**Problem to solve:** Repeat the lines below exactly as they appear, but leave out the images.

** start of Data excerpt **

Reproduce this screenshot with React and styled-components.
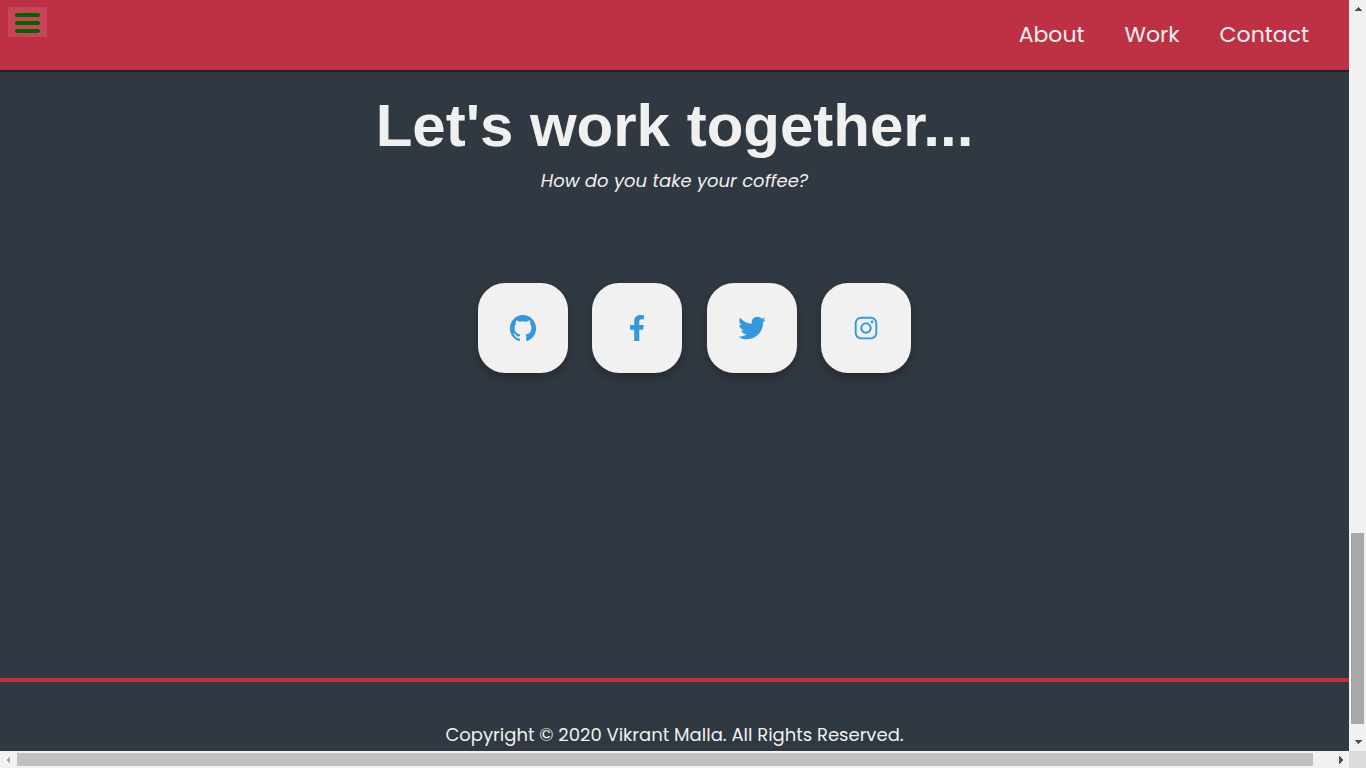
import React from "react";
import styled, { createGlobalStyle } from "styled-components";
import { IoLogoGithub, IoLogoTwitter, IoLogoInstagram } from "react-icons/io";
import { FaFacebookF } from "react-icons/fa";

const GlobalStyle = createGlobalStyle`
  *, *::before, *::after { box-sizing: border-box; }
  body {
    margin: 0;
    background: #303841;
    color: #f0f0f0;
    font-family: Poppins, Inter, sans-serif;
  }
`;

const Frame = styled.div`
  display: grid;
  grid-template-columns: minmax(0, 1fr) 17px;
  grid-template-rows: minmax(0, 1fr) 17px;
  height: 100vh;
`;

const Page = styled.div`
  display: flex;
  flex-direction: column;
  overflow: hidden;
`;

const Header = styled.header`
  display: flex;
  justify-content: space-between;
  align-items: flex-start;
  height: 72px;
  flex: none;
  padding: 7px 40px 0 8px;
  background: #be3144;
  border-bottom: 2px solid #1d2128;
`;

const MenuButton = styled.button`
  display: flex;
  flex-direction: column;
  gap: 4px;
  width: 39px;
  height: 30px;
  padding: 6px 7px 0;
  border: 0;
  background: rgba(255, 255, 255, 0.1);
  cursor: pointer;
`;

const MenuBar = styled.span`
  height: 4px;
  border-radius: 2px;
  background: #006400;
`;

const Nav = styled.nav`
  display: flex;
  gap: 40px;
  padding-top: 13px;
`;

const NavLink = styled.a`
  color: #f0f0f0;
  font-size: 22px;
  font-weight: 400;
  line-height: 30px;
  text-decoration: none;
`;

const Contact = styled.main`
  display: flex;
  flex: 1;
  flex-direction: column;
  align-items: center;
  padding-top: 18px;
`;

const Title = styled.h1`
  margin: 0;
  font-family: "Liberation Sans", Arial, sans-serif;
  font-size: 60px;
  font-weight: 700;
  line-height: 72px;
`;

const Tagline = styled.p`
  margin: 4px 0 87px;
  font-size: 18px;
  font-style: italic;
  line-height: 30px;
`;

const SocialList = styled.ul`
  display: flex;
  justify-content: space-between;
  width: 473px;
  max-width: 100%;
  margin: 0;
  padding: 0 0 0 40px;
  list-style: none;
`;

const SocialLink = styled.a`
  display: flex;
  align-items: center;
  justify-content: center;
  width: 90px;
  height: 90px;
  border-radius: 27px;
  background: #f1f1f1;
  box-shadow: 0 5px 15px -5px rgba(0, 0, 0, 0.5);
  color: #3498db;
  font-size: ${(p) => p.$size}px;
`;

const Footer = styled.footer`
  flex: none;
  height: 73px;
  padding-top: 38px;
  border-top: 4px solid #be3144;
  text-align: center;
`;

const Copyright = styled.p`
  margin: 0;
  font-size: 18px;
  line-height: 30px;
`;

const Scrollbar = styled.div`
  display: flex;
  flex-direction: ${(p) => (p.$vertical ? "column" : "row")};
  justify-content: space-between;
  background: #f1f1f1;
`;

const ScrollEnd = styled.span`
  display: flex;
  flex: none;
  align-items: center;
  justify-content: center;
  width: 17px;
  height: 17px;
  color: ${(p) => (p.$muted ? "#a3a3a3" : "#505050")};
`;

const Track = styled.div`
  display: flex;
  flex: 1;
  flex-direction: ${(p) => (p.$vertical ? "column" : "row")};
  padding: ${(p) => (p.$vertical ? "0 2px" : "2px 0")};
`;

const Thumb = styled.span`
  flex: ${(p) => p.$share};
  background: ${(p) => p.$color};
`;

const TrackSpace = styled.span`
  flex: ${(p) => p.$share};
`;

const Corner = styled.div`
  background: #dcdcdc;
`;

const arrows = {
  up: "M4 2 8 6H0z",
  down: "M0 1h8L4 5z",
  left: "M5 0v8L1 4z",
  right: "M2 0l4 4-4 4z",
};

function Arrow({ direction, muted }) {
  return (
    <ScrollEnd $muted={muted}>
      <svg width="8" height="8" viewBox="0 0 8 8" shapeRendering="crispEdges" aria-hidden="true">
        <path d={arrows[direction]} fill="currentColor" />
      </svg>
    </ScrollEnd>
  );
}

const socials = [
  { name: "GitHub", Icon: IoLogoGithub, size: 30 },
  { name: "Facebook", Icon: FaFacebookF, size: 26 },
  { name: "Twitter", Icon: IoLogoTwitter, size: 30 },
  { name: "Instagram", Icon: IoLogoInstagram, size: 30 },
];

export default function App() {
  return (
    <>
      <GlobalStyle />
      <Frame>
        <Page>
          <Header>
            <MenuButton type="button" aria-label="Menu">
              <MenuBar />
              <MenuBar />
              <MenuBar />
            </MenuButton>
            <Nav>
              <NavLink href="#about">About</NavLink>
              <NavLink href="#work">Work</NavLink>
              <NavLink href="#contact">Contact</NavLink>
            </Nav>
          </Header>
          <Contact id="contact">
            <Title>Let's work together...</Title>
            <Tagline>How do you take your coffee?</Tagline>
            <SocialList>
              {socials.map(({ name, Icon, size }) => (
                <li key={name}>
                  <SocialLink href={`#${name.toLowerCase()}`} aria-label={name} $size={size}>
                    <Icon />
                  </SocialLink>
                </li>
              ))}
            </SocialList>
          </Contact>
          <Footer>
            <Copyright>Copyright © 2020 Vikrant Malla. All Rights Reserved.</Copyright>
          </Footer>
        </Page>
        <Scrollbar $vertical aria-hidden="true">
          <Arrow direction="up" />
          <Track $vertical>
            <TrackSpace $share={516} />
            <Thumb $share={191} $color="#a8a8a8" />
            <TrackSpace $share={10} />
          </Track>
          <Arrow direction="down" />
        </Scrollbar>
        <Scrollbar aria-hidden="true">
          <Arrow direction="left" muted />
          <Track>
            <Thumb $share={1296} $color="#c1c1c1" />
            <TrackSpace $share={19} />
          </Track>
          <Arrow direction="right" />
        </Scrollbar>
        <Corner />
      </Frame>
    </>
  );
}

** end of Data excerpt **

**Answer for the task:**
Reproduce this screenshot with React and styled-components.
import React from "react";
import styled, { createGlobalStyle } from "styled-components";
import { IoLogoGithub, IoLogoTwitter, IoLogoInstagram } from "react-icons/io";
import { FaFacebookF } from "react-icons/fa";

const GlobalStyle = createGlobalStyle`
  *, *::before, *::after { box-sizing: border-box; }
  body {
    margin: 0;
    background: #303841;
    color: #f0f0f0;
    font-family: Poppins, Inter, sans-serif;
  }
`;

const Frame = styled.div`
  display: grid;
  grid-template-columns: minmax(0, 1fr) 17px;
  grid-template-rows: minmax(0, 1fr) 17px;
  height: 100vh;
`;

const Page = styled.div`
  display: flex;
  flex-direction: column;
  overflow: hidden;
`;

const Header = styled.header`
  display: flex;
  justify-content: space-between;
  align-items: flex-start;
  height: 72px;
  flex: none;
  padding: 7px 40px 0 8px;
  background: #be3144;
  border-bottom: 2px solid #1d2128;
`;

const MenuButton = styled.button`
  display: flex;
  flex-direction: column;
  gap: 4px;
  width: 39px;
  height: 30px;
  padding: 6px 7px 0;
  border: 0;
  background: rgba(255, 255, 255, 0.1);
  cursor: pointer;
`;

const MenuBar = styled.span`
  height: 4px;
  border-radius: 2px;
  background: #006400;
`;

const Nav = styled.nav`
  display: flex;
  gap: 40px;
  padding-top: 13px;
`;

const NavLink = styled.a`
  color: #f0f0f0;
  font-size: 22px;
  font-weight: 400;
  line-height: 30px;
  text-decoration: none;
`;

const Contact = styled.main`
  display: flex;
  flex: 1;
  flex-direction: column;
  align-items: center;
  padding-top: 18px;
`;

const Title = styled.h1`
  margin: 0;
  font-family: "Liberation Sans", Arial, sans-serif;
  font-size: 60px;
  font-weight: 700;
  line-height: 72px;
`;

const Tagline = styled.p`
  margin: 4px 0 87px;
  font-size: 18px;
  font-style: italic;
  line-height: 30px;
`;

const SocialList = styled.ul`
  display: flex;
  justify-content: space-between;
  width: 473px;
  max-width: 100%;
  margin: 0;
  padding: 0 0 0 40px;
  list-style: none;
`;

const SocialLink = styled.a`
  display: flex;
  align-items: center;
  justify-content: center;
  width: 90px;
  height: 90px;
  border-radius: 27px;
  background: #f1f1f1;
  box-shadow: 0 5px 15px -5px rgba(0, 0, 0, 0.5);
  color: #3498db;
  font-size: ${(p) => p.$size}px;
`;

const Footer = styled.footer`
  flex: none;
  height: 73px;
  padding-top: 38px;
  border-top: 4px solid #be3144;
  text-align: center;
`;

const Copyright = styled.p`
  margin: 0;
  font-size: 18px;
  line-height: 30px;
`;

const Scrollbar = styled.div`
  display: flex;
  flex-direction: ${(p) => (p.$vertical ? "column" : "row")};
  justify-content: space-between;
  background: #f1f1f1;
`;

const ScrollEnd = styled.span`
  display: flex;
  flex: none;
  align-items: center;
  justify-content: center;
  width: 17px;
  height: 17px;
  color: ${(p) => (p.$muted ? "#a3a3a3" : "#505050")};
`;

const Track = styled.div`
  display: flex;
  flex: 1;
  flex-direction: ${(p) => (p.$vertical ? "column" : "row")};
  padding: ${(p) => (p.$vertical ? "0 2px" : "2px 0")};
`;

const Thumb = styled.span`
  flex: ${(p) => p.$share};
  background: ${(p) => p.$color};
`;

const TrackSpace = styled.span`
  flex: ${(p) => p.$share};
`;

const Corner = styled.div`
  background: #dcdcdc;
`;

const arrows = {
  up: "M4 2 8 6H0z",
  down: "M0 1h8L4 5z",
  left: "M5 0v8L1 4z",
  right: "M2 0l4 4-4 4z",
};

function Arrow({ direction, muted }) {
  return (
    <ScrollEnd $muted={muted}>
      <svg width="8" height="8" viewBox="0 0 8 8" shapeRendering="crispEdges" aria-hidden="true">
        <path d={arrows[direction]} fill="currentColor" />
      </svg>
    </ScrollEnd>
  );
}

const socials = [
  { name: "GitHub", Icon: IoLogoGithub, size: 30 },
  { name: "Facebook", Icon: FaFacebookF, size: 26 },
  { name: "Twitter", Icon: IoLogoTwitter, size: 30 },
  { name: "Instagram", Icon: IoLogoInstagram, size: 30 },
];

export default function App() {
  return (
    <>
      <GlobalStyle />
      <Frame>
        <Page>
          <Header>
            <MenuButton type="button" aria-label="Menu">
              <MenuBar />
              <MenuBar />
              <MenuBar />
            </MenuButton>
            <Nav>
              <NavLink href="#about">About</NavLink>
              <NavLink href="#work">Work</NavLink>
              <NavLink href="#contact">Contact</NavLink>
            </Nav>
          </Header>
          <Contact id="contact">
            <Title>Let's work together...</Title>
            <Tagline>How do you take your coffee?</Tagline>
            <SocialList>
              {socials.map(({ name, Icon, size }) => (
                <li key={name}>
                  <SocialLink href={`#${name.toLowerCase()}`} aria-label={name} $size={size}>
                    <Icon />
                  </SocialLink>
                </li>
              ))}
            </SocialList>
          </Contact>
          <Footer>
            <Copyright>Copyright © 2020 Vikrant Malla. All Rights Reserved.</Copyright>
          </Footer>
        </Page>
        <Scrollbar $vertical aria-hidden="true">
          <Arrow direction="up" />
          <Track $vertical>
            <TrackSpace $share={516} />
            <Thumb $share={191} $color="#a8a8a8" />
            <TrackSpace $share={10} />
          </Track>
          <Arrow direction="down" />
        </Scrollbar>
        <Scrollbar aria-hidden="true">
          <Arrow direction="left" muted />
          <Track>
            <Thumb $share={1296} $color="#c1c1c1" />
            <TrackSpace $share={19} />
          </Track>
          <Arrow direction="right" />
        </Scrollbar>
        <Corner />
      </Frame>
    </>
  );
}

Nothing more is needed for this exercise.